Ainda assim, segundo Braida, a responsabilidade não é só do setor público. “É necessário que as empresas atuem proativamente em seus processos produtivos para reduzir os impactos ambientais ao mínimo possível”, disse.
“Por exemplo, adquirir matérias-primas e insumos com baixo impacto e de fontes sustentáveis, adotar o uso de energias limpas, eliminar o uso de combustíveis fósseis, zerar ou reduzir a geração de resíduos, entre outras ações”, completou Braida.
No setor privado, diversos projetos têm a adaptação à mudança do clima como foco, ainda que em diferentes frentes. Um exemplo é a Abundance Brasil, startup que tem como objetivo restaurar e cultivar florestas brasileiras.
O primeiro plantio promovido pela Abundance foi finalizado em janeiro de 2022 em Minas Gerais. A nova floresta conta com 200 mil árvores plantadas. Neste ano, espera-se um plantio de mais 100 mil mudas.
Para a consultora da Abundance Brasil, Karla Silva Teixeira, as empresas estão entre as maiores responsáveis por trabalhar as questões climáticas, uma vez que elas são as maiores emissoras de gases de efeito estufa.
“A partir de boas regulamentações do poder público, o setor privado encontrará tranquilidade para fazer investimentos em pesquisas para a utilização de processos mais limpos em suas atividades, em plantio e conservação de florestas e na biodiversidade”, diz.

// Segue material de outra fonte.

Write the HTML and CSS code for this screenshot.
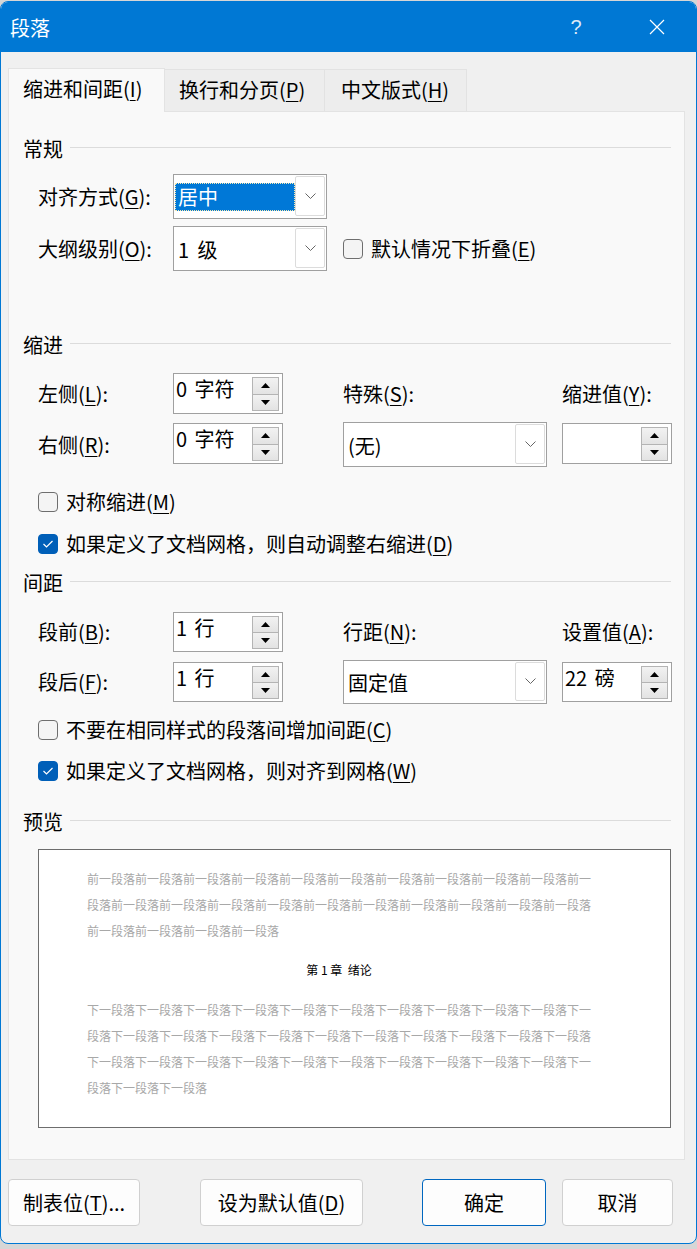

Tanto o setor privado quanto o poder público têm papéis essenciais para combater as mudanças do clima e promover a adaptação às ondas de calor. Os recentes eventos climáticos extremos não deixam dúvidas sobre a urgência do assunto. Se os avisos dos cientistas não foram suficientes, agora o planeta deu o seu recado: é preciso agir para garantir o bem-estar da população e do meio ambiente.